_What the task requires_
Leave the pictures out, and retype all of the material exactly as written.

_Available records_

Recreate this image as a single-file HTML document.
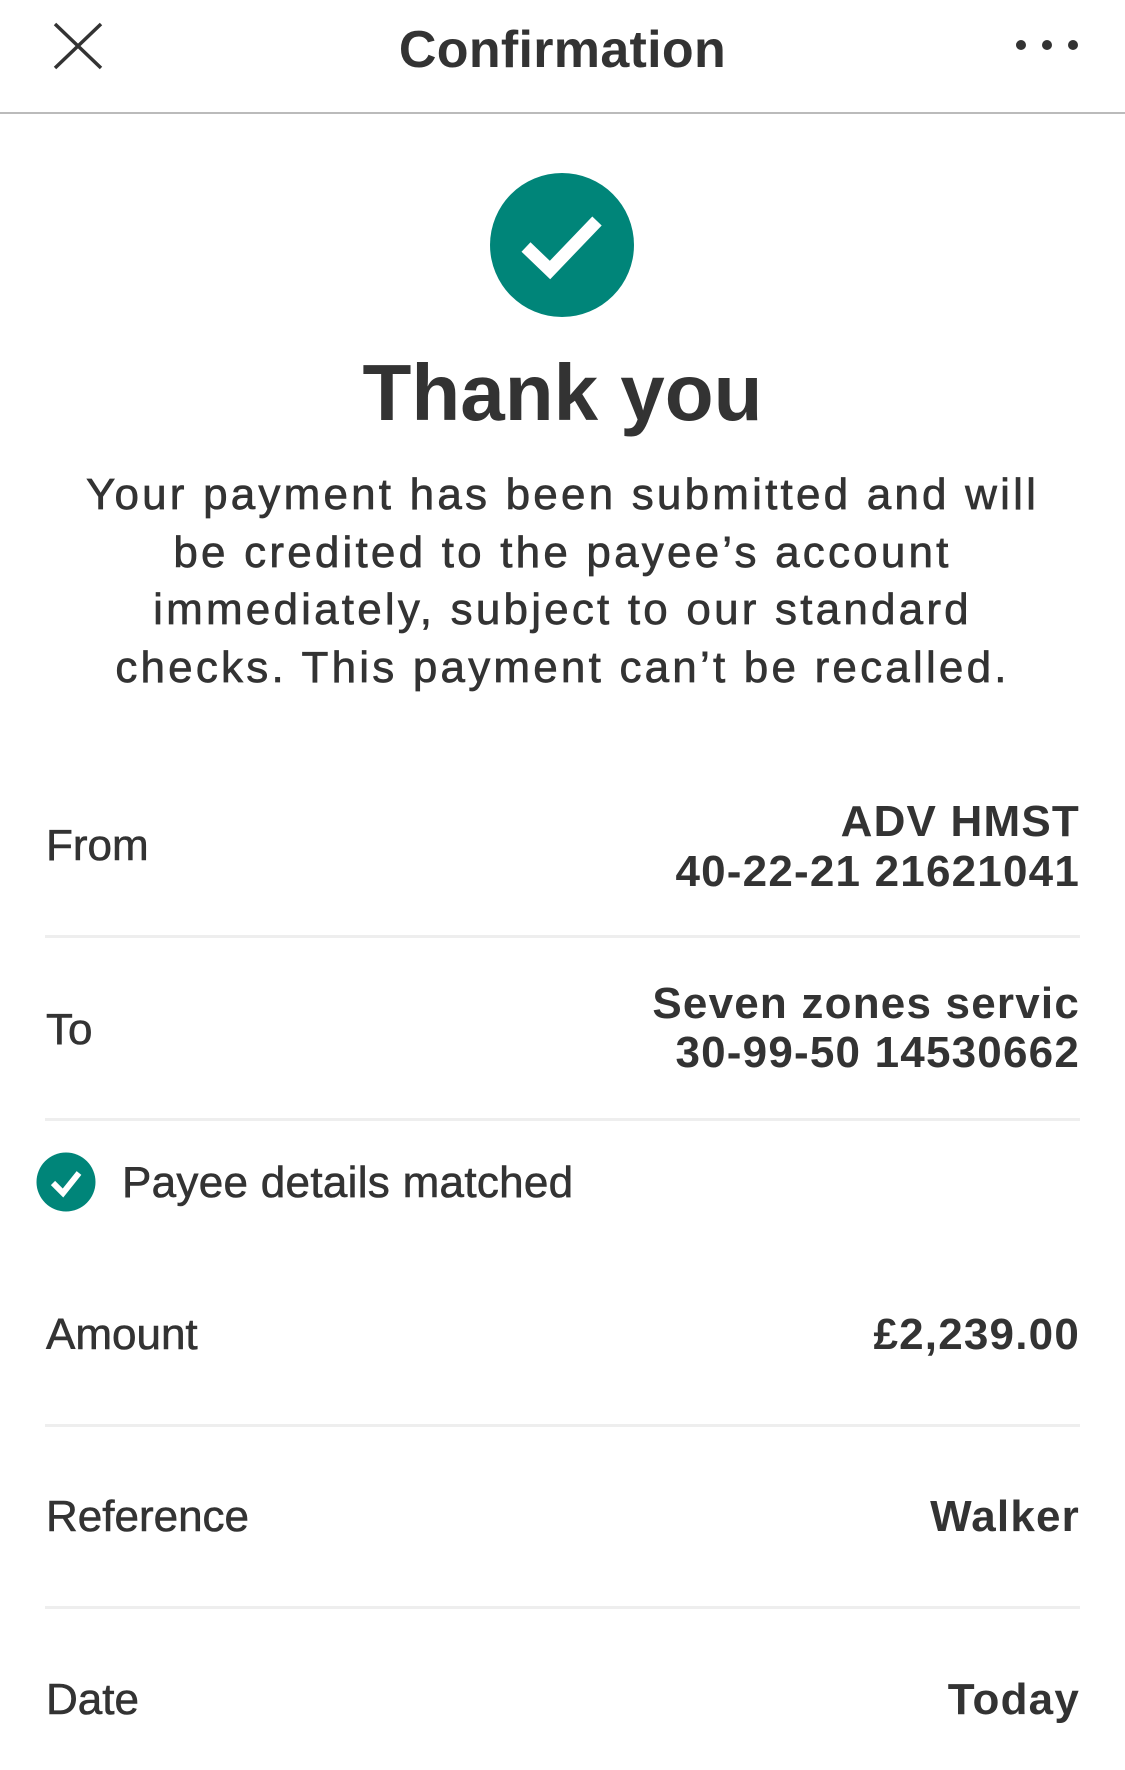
<!DOCTYPE html>
<html><head><meta charset="utf-8"><style>
*{margin:0;padding:0}
body{width:1125px;height:1770px;background:#fff;position:relative;overflow:hidden;font-family:"Liberation Sans",sans-serif;color:#333}
.a{position:absolute;white-space:nowrap}
.l{left:46px;font-size:44px;line-height:44px;-webkit-text-stroke:0.6px #333}
.r{right:45px;font-size:44px;line-height:44px;font-weight:bold;text-align:right;letter-spacing:1.2px}
.hr{position:absolute;left:45px;width:1035px;height:3px;background:#eee}
</style></head><body>
<svg class="a" style="left:52px;top:21px" width="52" height="50"><path d="M3 3L49 47M49 3L3 47" stroke="#333" stroke-width="3.5"/></svg>
<div class="a" style="left:0;width:1125px;text-align:center;top:24px;font-size:52px;line-height:52px;font-weight:bold;letter-spacing:0.3px">Confirmation</div>
<svg class="a" style="left:1010px;top:36px" width="75" height="18"><circle cx="11" cy="9" r="5" fill="#333"/><circle cx="37" cy="9" r="5" fill="#333"/><circle cx="63" cy="9" r="5" fill="#333"/></svg>
<div class="a" style="left:0;top:112px;width:1125px;height:2px;background:#bbb"></div>
<svg class="a" style="left:490px;top:173px" width="144" height="144"><circle cx="72" cy="72" r="72" fill="#008579"/><path d="M36 74L60 97L107 48" stroke="#fff" stroke-width="13" fill="none"/></svg>
<div class="a" style="left:0;width:1125px;text-align:center;top:353px;font-size:80px;line-height:80px;font-weight:bold">Thank you</div>
<div class="a" style="left:0;width:1125px;text-align:center;top:466px;font-size:44px;line-height:57.5px;letter-spacing:3.2px;-webkit-text-stroke:0.7px #333">Your payment has been submitted and will<br>be credited to the payee’s account<br>immediately, subject to our standard<br>checks. This payment can’t be recalled.</div>
<div class="a l" style="top:824px">From</div>
<div class="a r" style="top:800px">ADV HMST</div>
<div class="a r" style="top:850px">40-22-21 21621041</div>
<div class="hr" style="top:935px"></div>
<div class="a l" style="top:1008px">To</div>
<div class="a r" style="top:982px">Seven zones servic</div>
<div class="a r" style="top:1031px">30-99-50 14530662</div>
<div class="hr" style="top:1118px"></div>
<svg class="a" style="left:36px;top:1152px" width="60" height="60"><circle cx="30" cy="30" r="29.5" fill="#008579"/><path d="M17 31L27 41L43 21" stroke="#fff" stroke-width="6" fill="none"/></svg>
<div class="a" style="left:122px;top:1161px;font-size:44px;line-height:44px;letter-spacing:0.3px;-webkit-text-stroke:0.6px #333">Payee details matched</div>
<div class="a l" style="top:1313px">Amount</div>
<div class="a r" style="top:1313px">£2,239.00</div>
<div class="hr" style="top:1424px"></div>
<div class="a l" style="top:1495px">Reference</div>
<div class="a r" style="top:1495px">Walker</div>
<div class="hr" style="top:1606px"></div>
<div class="a l" style="top:1678px">Date</div>
<div class="a r" style="top:1678px">Today</div>
</body></html>
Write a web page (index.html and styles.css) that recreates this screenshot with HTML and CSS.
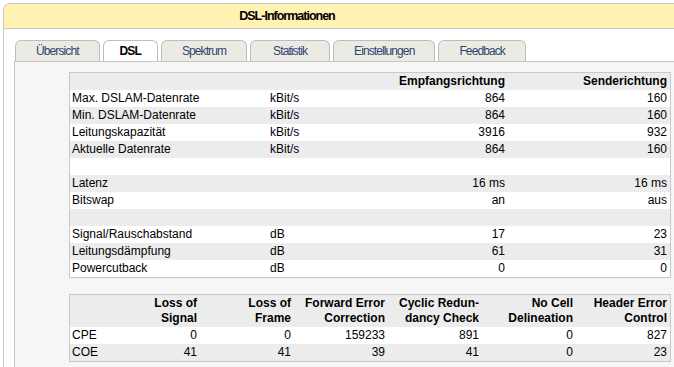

_Final answer_
Recreate this image as a single-file HTML document.
<!DOCTYPE html>
<html><head><meta charset="utf-8"><style>
*{margin:0;padding:0}
body{width:1125px;height:1770px;background:#fff;position:relative;overflow:hidden;font-family:"Liberation Sans",sans-serif;color:#333}
.a{position:absolute;white-space:nowrap}
.l{left:46px;font-size:44px;line-height:44px;-webkit-text-stroke:0.6px #333}
.r{right:45px;font-size:44px;line-height:44px;font-weight:bold;text-align:right;letter-spacing:1.2px}
.hr{position:absolute;left:45px;width:1035px;height:3px;background:#eee}
</style></head><body>
<svg class="a" style="left:52px;top:21px" width="52" height="50"><path d="M3 3L49 47M49 3L3 47" stroke="#333" stroke-width="3.5"/></svg>
<div class="a" style="left:0;width:1125px;text-align:center;top:24px;font-size:52px;line-height:52px;font-weight:bold;letter-spacing:0.3px">Confirmation</div>
<svg class="a" style="left:1010px;top:36px" width="75" height="18"><circle cx="11" cy="9" r="5" fill="#333"/><circle cx="37" cy="9" r="5" fill="#333"/><circle cx="63" cy="9" r="5" fill="#333"/></svg>
<div class="a" style="left:0;top:112px;width:1125px;height:2px;background:#bbb"></div>
<svg class="a" style="left:490px;top:173px" width="144" height="144"><circle cx="72" cy="72" r="72" fill="#008579"/><path d="M36 74L60 97L107 48" stroke="#fff" stroke-width="13" fill="none"/></svg>
<div class="a" style="left:0;width:1125px;text-align:center;top:353px;font-size:80px;line-height:80px;font-weight:bold">Thank you</div>
<div class="a" style="left:0;width:1125px;text-align:center;top:466px;font-size:44px;line-height:57.5px;letter-spacing:3.2px;-webkit-text-stroke:0.7px #333">Your payment has been submitted and will<br>be credited to the payee’s account<br>immediately, subject to our standard<br>checks. This payment can’t be recalled.</div>
<div class="a l" style="top:824px">From</div>
<div class="a r" style="top:800px">ADV HMST</div>
<div class="a r" style="top:850px">40-22-21 21621041</div>
<div class="hr" style="top:935px"></div>
<div class="a l" style="top:1008px">To</div>
<div class="a r" style="top:982px">Seven zones servic</div>
<div class="a r" style="top:1031px">30-99-50 14530662</div>
<div class="hr" style="top:1118px"></div>
<svg class="a" style="left:36px;top:1152px" width="60" height="60"><circle cx="30" cy="30" r="29.5" fill="#008579"/><path d="M17 31L27 41L43 21" stroke="#fff" stroke-width="6" fill="none"/></svg>
<div class="a" style="left:122px;top:1161px;font-size:44px;line-height:44px;letter-spacing:0.3px;-webkit-text-stroke:0.6px #333">Payee details matched</div>
<div class="a l" style="top:1313px">Amount</div>
<div class="a r" style="top:1313px">£2,239.00</div>
<div class="hr" style="top:1424px"></div>
<div class="a l" style="top:1495px">Reference</div>
<div class="a r" style="top:1495px">Walker</div>
<div class="hr" style="top:1606px"></div>
<div class="a l" style="top:1678px">Date</div>
<div class="a r" style="top:1678px">Today</div>
</body></html>
Write a web page (index.html and styles.css) that recreates this screenshot with HTML and CSS.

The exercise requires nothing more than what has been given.